Astrobiology by Unknown
Author:Unknown
Language: eng
Format: epub
ISBN: 9789811336393
Publisher: Springer Singapore
16.5 Discussion
16.5.1 Implications for Early Evolution of Photosynthesis
Depositional environments for Paleo- and Mesoarchean microfossil-bearing sedimentary rocks from the Kaapvaal and the Pilbara cratons are summarized in Tables 16.2 and 16.3. They show that microbes were already flourishing in a variety of environments well before 3.0 Ga (Van Kranendonk 2011), mostly in shallow to subaerial environments. This is consistent with records of non-microfossiliferous biosignatures, such as stromatolites and microbially induced sedimentary structures (e.g., Hofmann et al. 1999; Allwood et al. 2006; Djokic et al. 2017; Noffke et al. 2013). This may provide some hints about the metabolism of ancient microorganisms. An ozone shield was unlikely to have been present, considering the very low concentrations of free oxygen during the Archean (e.g., Holland 2006, Chap. 17). Shallow-water to subaerial habitats were probably radiated by harmful ultraviolet (UV) rays, although the lack of an ozone layer might have been compensated for by a UV-shielding organic haze (Wolf and Toon 2010), dispersed silica particles in water columns (Siever 1992; Stefurak et al. 2014), and/or the encrustation of cells with silica (Phoenix et al. 2001). In either case, one of the benefits from living in such environments would have been the utilization of light energy.
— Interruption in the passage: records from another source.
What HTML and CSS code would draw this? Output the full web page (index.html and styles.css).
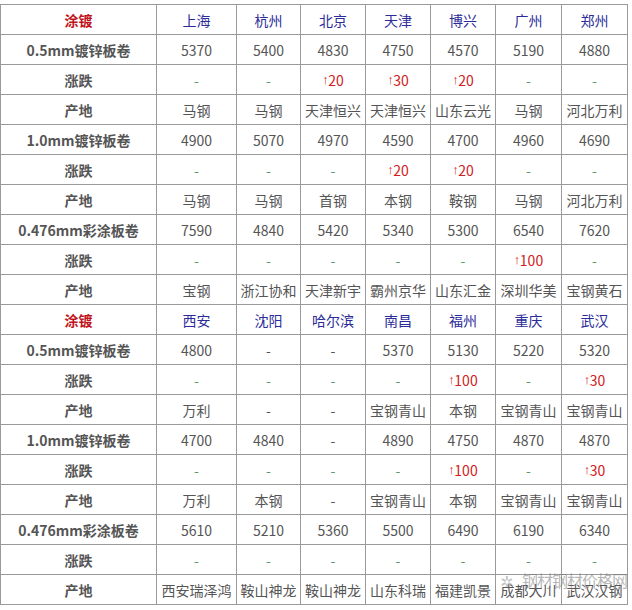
FILE: index.html
```html
<!DOCTYPE html>
<html lang="zh">
<head>
<meta charset="utf-8">
<link rel="stylesheet" href="styles.css">
</head>
<body>
<div class="wrap">
<table class="price">
<colgroup>
<col class="c0"><col class="c1"><col class="c2"><col class="c3"><col class="c4"><col class="c5"><col class="c6"><col class="c7">
</colgroup>
<tbody>
<tr class="head"><th class="lbl red">涂镀</th><td>上海</td><td>杭州</td><td>北京</td><td>天津</td><td>博兴</td><td>广州</td><td>郑州</td></tr>
<tr><th class="lbl">0.5mm镀锌板卷</th><td>5370</td><td>5400</td><td>4830</td><td>4750</td><td>4570</td><td>5190</td><td>4880</td></tr>
<tr class="chg"><th class="lbl">涨跌</th><td>-</td><td>-</td><td class="up"><span class="ar">↑</span>20</td><td class="up"><span class="ar">↑</span>30</td><td class="up"><span class="ar">↑</span>20</td><td>-</td><td>-</td></tr>
<tr><th class="lbl">产地</th><td>马钢</td><td>马钢</td><td>天津恒兴</td><td>天津恒兴</td><td>山东云光</td><td>马钢</td><td>河北万利</td></tr>
<tr><th class="lbl">1.0mm镀锌板卷</th><td>4900</td><td>5070</td><td>4970</td><td>4590</td><td>4700</td><td>4960</td><td>4690</td></tr>
<tr class="chg"><th class="lbl">涨跌</th><td>-</td><td>-</td><td>-</td><td class="up"><span class="ar">↑</span>20</td><td class="up"><span class="ar">↑</span>20</td><td>-</td><td>-</td></tr>
<tr><th class="lbl">产地</th><td>马钢</td><td>马钢</td><td>首钢</td><td>本钢</td><td>鞍钢</td><td>马钢</td><td>河北万利</td></tr>
<tr><th class="lbl">0.476mm彩涂板卷</th><td>7590</td><td>4840</td><td>5420</td><td>5340</td><td>5300</td><td>6540</td><td>7620</td></tr>
<tr class="chg"><th class="lbl">涨跌</th><td>-</td><td>-</td><td>-</td><td>-</td><td>-</td><td class="up"><span class="ar">↑</span>100</td><td>-</td></tr>
<tr><th class="lbl">产地</th><td>宝钢</td><td>浙江协和</td><td>天津新宇</td><td>霸州京华</td><td>山东汇金</td><td>深圳华美</td><td>宝钢黄石</td></tr>
<tr class="head"><th class="lbl red">涂镀</th><td>西安</td><td>沈阳</td><td>哈尔滨</td><td>南昌</td><td>福州</td><td>重庆</td><td>武汉</td></tr>
<tr><th class="lbl">0.5mm镀锌板卷</th><td>4800</td><td>-</td><td>-</td><td>5370</td><td>5130</td><td>5220</td><td>5320</td></tr>
<tr class="chg"><th class="lbl">涨跌</th><td>-</td><td>-</td><td>-</td><td>-</td><td class="up"><span class="ar">↑</span>100</td><td>-</td><td class="up"><span class="ar">↑</span>30</td></tr>
<tr><th class="lbl">产地</th><td>万利</td><td>-</td><td>-</td><td>宝钢青山</td><td>本钢</td><td>宝钢青山</td><td>宝钢青山</td></tr>
<tr><th class="lbl">1.0mm镀锌板卷</th><td>4700</td><td>4840</td><td>-</td><td>4890</td><td>4750</td><td>4870</td><td>4870</td></tr>
<tr class="chg"><th class="lbl">涨跌</th><td>-</td><td>-</td><td>-</td><td>-</td><td class="up"><span class="ar">↑</span>100</td><td>-</td><td class="up"><span class="ar">↑</span>30</td></tr>
<tr><th class="lbl">产地</th><td>万利</td><td>本钢</td><td>-</td><td>宝钢青山</td><td>本钢</td><td>宝钢青山</td><td>宝钢青山</td></tr>
<tr><th class="lbl">0.476mm彩涂板卷</th><td>5610</td><td>5210</td><td>5360</td><td>5500</td><td>6490</td><td>6190</td><td>6340</td></tr>
<tr class="chg"><th class="lbl">涨跌</th><td>-</td><td>-</td><td>-</td><td>-</td><td>-</td><td>-</td><td>-</td></tr>
<tr><th class="lbl">产地</th><td>西安瑞泽鸿</td><td>鞍山神龙</td><td>鞍山神龙</td><td>山东科瑞</td><td>福建凯景</td><td>成都大川</td><td>武汉汉钢</td></tr>
</tbody>
</table>
<div class="mark"><span class="mk-icon">✲</span><span class="mk-t1">钢材钢材价格网</span></div>
</div>
</body>
</html>
```
FILE: styles.css
```css
html, body {
  margin: 0;
  padding: 0;
  background: #fff;
}
body {
  font-family: "Noto Sans CJK SC", "Noto Sans", "DejaVu Sans", sans-serif;
  font-size: 14px;
  color: #555;
}
.wrap {
  position: relative;
  padding-top: 4px;
  width: 632px;
}
.price {
  border-collapse: collapse;
  table-layout: fixed;
  width: 627px;
  border: 1px solid #333;
}
.c0 { width: 156px; }
.c1 { width: 80px; }
.c2 { width: 64px; }
.c3, .c4, .c5 { width: 65px; }
.c6, .c7 { width: 66px; }
.price th, .price td {
  height: 30px;
  box-sizing: border-box;
  padding: 0;
  border: 1px solid #9a9a9a;
  text-align: center;
  vertical-align: middle;
  white-space: nowrap;
  overflow: hidden;
  line-height: 20px;
}
.price .lbl {
  font-weight: bold;
  color: #555;
  font-size: 14px;
}
.price .lbl.red {
  color: #c0141c;
}
.head td {
  color: #2b2b9a;
}
.chg td {
  color: #5a9a6a;
}
.chg td.up {
  color: #d02020;
}
.ar {
  font-family: "Liberation Sans", sans-serif;
  font-size: 13px;
  display: inline-block;
  width: 6px;
  overflow: hidden;
  vertical-align: top;
}
.mark {
  position: absolute;
  left: 500px;
  top: 570px;
  width: 128px;
  height: 22px;
  color: rgba(120, 120, 120, 0.45);
  pointer-events: none;
}
.mk-icon {
  position: absolute;
  left: 0;
  top: 2px;
  font-size: 16px;
  line-height: 18px;
}
.mk-t1 {
  position: absolute;
  left: 22px;
  top: 0;
  font-size: 16px;
  line-height: 20px;
  letter-spacing: -1px;
  color: rgba(110, 110, 110, 0.5);
}
```
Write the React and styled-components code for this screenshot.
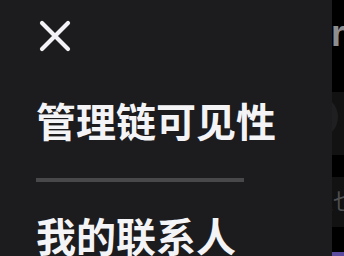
import React from 'react';
import styled, { createGlobalStyle } from 'styled-components';

const GlobalStyle = createGlobalStyle`
	html, body {
		margin: 0;
		padding: 0;
		background: #000;
		overflow: hidden;
	}
	body {
		font-family: "Noto Sans CJK SC", "Noto Sans", sans-serif;
	}
`;

const Page = styled.div`
	width: 344px;
	height: 256px;
	display: flex;
	flex-direction: column;
	padding-left: 333px;
	box-sizing: border-box;
	background: #000;
`;

const Header = styled.div`
	flex-shrink: 0;
	height: 92px;
	box-sizing: border-box;
	padding-top: 14px;
	margin-left: -2px;
	font-family: "Liberation Sans", sans-serif;
	font-weight: 700;
	font-size: 36px;
	line-height: 40px;
	color: #8e8e91;
	white-space: nowrap;
`;

const Band = styled.div`
	flex-shrink: 0;
	height: ${p => p.$height}px;
	margin-bottom: ${p => p.$gap}px;
	margin-left: -333px;
	padding-left: ${p => p.$inset}px;
	background: #121212;
	display: flex;
	align-items: center;
	white-space: nowrap;
`;

const Avatar = styled.div`
	width: 44px;
	height: 44px;
	border-radius: 50%;
	background: #1f1f21;
	margin-top: -14px;
`;

const Hint = styled.span`
	font-size: 23px;
	color: #505053;
	margin-top: -6px;
`;

const AccentBar = styled.div`
	margin-top: auto;
	margin-left: -333px;
	height: 4px;
	flex-shrink: 0;
	background: #5b4a9e;
`;

const Drawer = styled.nav`
	position: fixed;
	top: 0;
	left: 0;
	width: 332px;
	height: 100%;
	background: #1c1c1e;
	padding: 19px 0 0 36px;
	box-sizing: border-box;
	display: flex;
	flex-direction: column;
	align-items: flex-start;
	overflow: hidden;
`;

const CloseButton = styled.button`
	flex-shrink: 0;
	background: none;
	border: none;
	padding: 0;
	margin-left: 2px;
	width: 34px;
	height: 34px;
	cursor: pointer;
	display: block;
`;

const MenuItem = styled.div`
	flex-shrink: 0;
	font-size: 40px;
	font-weight: 700;
	line-height: 48px;
	color: #f4f4f7;
	white-space: nowrap;
	margin-top: ${p => p.$top}px;
`;

const Divider = styled.div`
	flex-shrink: 0;
	width: 208px;
	height: 4px;
	background: #48484b;
	margin-top: 34px;
`;

function CloseIcon() {
	return (
		<svg width="34" height="34" viewBox="0 0 34 34">
			<path d="M4 4 L30 30 M30 4 L4 30" stroke="#f2f2f7" strokeWidth="4.2" strokeLinecap="round" fill="none" />
		</svg>
	);
}

export default function App() {
	return (
		<>
			<GlobalStyle />
			<Page>
				<Header>r</Header>
				<Band $height={63} $gap={22} $inset={294}>
					<Avatar />
				</Band>
				<Band $height={50} $gap={0} $inset={310}>
					<Hint>位也</Hint>
				</Band>
				<AccentBar />
			</Page>
			<Drawer>
				<CloseButton aria-label="关闭">
					<CloseIcon />
				</CloseButton>
				<MenuItem $top={43}>管理链可见性</MenuItem>
				<Divider />
				<MenuItem $top={29}>我的联系人</MenuItem>
			</Drawer>
		</>
	);
}
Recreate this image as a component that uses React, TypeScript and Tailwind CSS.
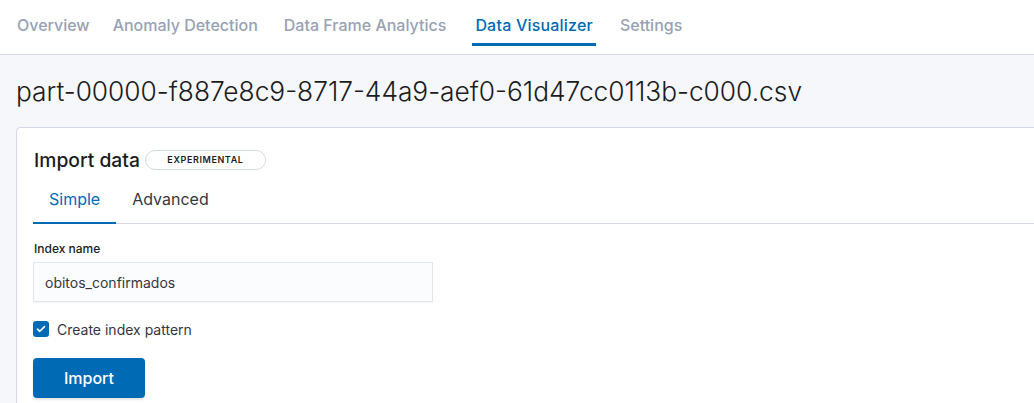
import React from "react";

const font = { fontFamily: "Inter, 'Noto Sans', sans-serif" };

export default function App() {
  const tabs = [
    { t: "Overview", ml: "ml-[17px]" },
    { t: "Anomaly Detection", ml: "ml-[23px]" },
    { t: "Data Frame Analytics", ml: "ml-[26px]" },
    { t: "Data Visualizer", ml: "ml-[29px]" },
    { t: "Settings", ml: "ml-[27px]" },
  ];
  return (
    <div className="w-[1034px] h-[403px] overflow-hidden bg-[#f5f7fa] text-[#343741]" style={font}>
      <div className="h-[55px] bg-white border-b border-[#d3dae6] flex items-stretch">
        {tabs.map(({ t, ml }) => {
          const active = t === "Data Visualizer";
          return (
            <div
              key={t}
              className={`relative flex items-center pb-[4px] text-[16px] font-medium ${ml} ${active ? "text-[#006bb4] tracking-[0.2px]" : "text-[#98a2b3]"}`}
            >
              {t}
              {active && <div className="absolute -left-[3px] -right-[3px] bottom-[8px] h-[3px] bg-[#006bb4]" />}
            </div>
          );
        })}
      </div>
      <div className="pl-[16px]">
        <h1 className="pt-[17px] text-[26.3px] font-light leading-[40px] text-[#1a1c21] whitespace-nowrap">
          part-00000-f887e8c9-8717-44a9-aef0-61d47cc0113b-c000.csv
        </h1>
        <div className="mt-[15px] bg-white border border-[#d3dae6] rounded-[4px] w-[1100px] pt-[16px] pl-[16px] pb-[20px]">
          <div className="flex items-center gap-[5px]">
            <h2 className="text-[19.3px] font-medium leading-[32px] text-[#1a1c21] pl-[1px]">Import data</h2>
            <span className="border border-[#d3dae6] rounded-full h-[20px] w-[121px] flex items-center justify-center text-[9px] font-semibold tracking-[0.6px] text-[#1a1c21]">
              EXPERIMENTAL
            </span>
          </div>
          <div className="mt-[6px] flex border-b border-[#d3dae6] h-[42px] text-[16px]">
            <div className="relative flex items-center pb-[7px] px-[16px] text-[#006bb4]">
              Simple
              <div className="absolute left-0 right-0 -bottom-[1px] h-[2px] bg-[#006bb4]" />
            </div>
            <div className="flex items-center pb-[7px] px-[16px] text-[#343741]">Advanced</div>
          </div>
          <div className="mt-[17px] text-[12px] font-medium text-[#1a1c21] leading-[16px] pl-[1px]">Index name</div>
          <div className="mt-[5px] w-[400px] h-[40px] bg-[#fbfcfd] border border-[#e0e5ee] shadow-[0_1px_1px_rgba(0,0,0,0.04)] flex items-center px-[11px] text-[14px] text-[#343741]">
            obitos_confirmados
          </div>
          <div className="mt-[17px] flex items-center gap-[8px] h-[20px]">
            <div className="w-[16px] h-[16px] rounded-[3px] bg-[#006bb4] flex items-center justify-center">
              <svg width="10" height="8" viewBox="0 0 10 8" fill="none">
                <path d="M1.5 4.2 L3.8 6.3 L8.5 1.6" stroke="white" strokeWidth="1.6" strokeLinecap="round" strokeLinejoin="round" />
              </svg>
            </div>
            <span className="text-[14px] text-[#343741]">Create index pattern</span>
          </div>
          <button className="mt-[19px] w-[112px] h-[40px] rounded-[4px] bg-[#006bb4] text-white text-[16px] font-medium shadow-[0_2px_2px_rgba(0,0,0,0.1)]">
            Import
          </button>
        </div>
      </div>
    </div>
  );
}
This suggests that photosynthesis and even oxygenic photosynthesis might have already emerged in the Paleoarchean, as argued by or suggested from previous studies (Buick 2008; Nisbet and Sleep 2001; Tice and Lowe 2004, 2006a, b; Hoashi et al. 2009; Mukhopadhyay et al. 2014; Rosing and Frei 2004; Crowe et al. 2013; Planavsky et al. 2014; Lyons et al. 2014; Schirrmeister et al. 2016). The discovery of an axial zone in the large conical stromatolites in the Strelley Pool Formation at the Trendall Geoheritage Reserve (Hickman et al. 2011) may also support the idea that oxygenic photosynthesis was occurring locally, because modern motile cyanobacteria in hot springs have been shown to move toward light and in so doing to produce a similar axial-zone structure (Walter et al. 1976). Recently, Kremer and Kaźmierczak (2017) suggested that small spheroids in the 3.4 Ga Kromberg Formation represent fossilized coccoid cyanobacteria such as Microcystis. While such an early evolution of oxygenic photosynthesis is not always widely accepted and needs further studies, the emergence of anoxygenic photosynthesis is likely back to Paleoarchean (e.g., Tice and Lowe 2004).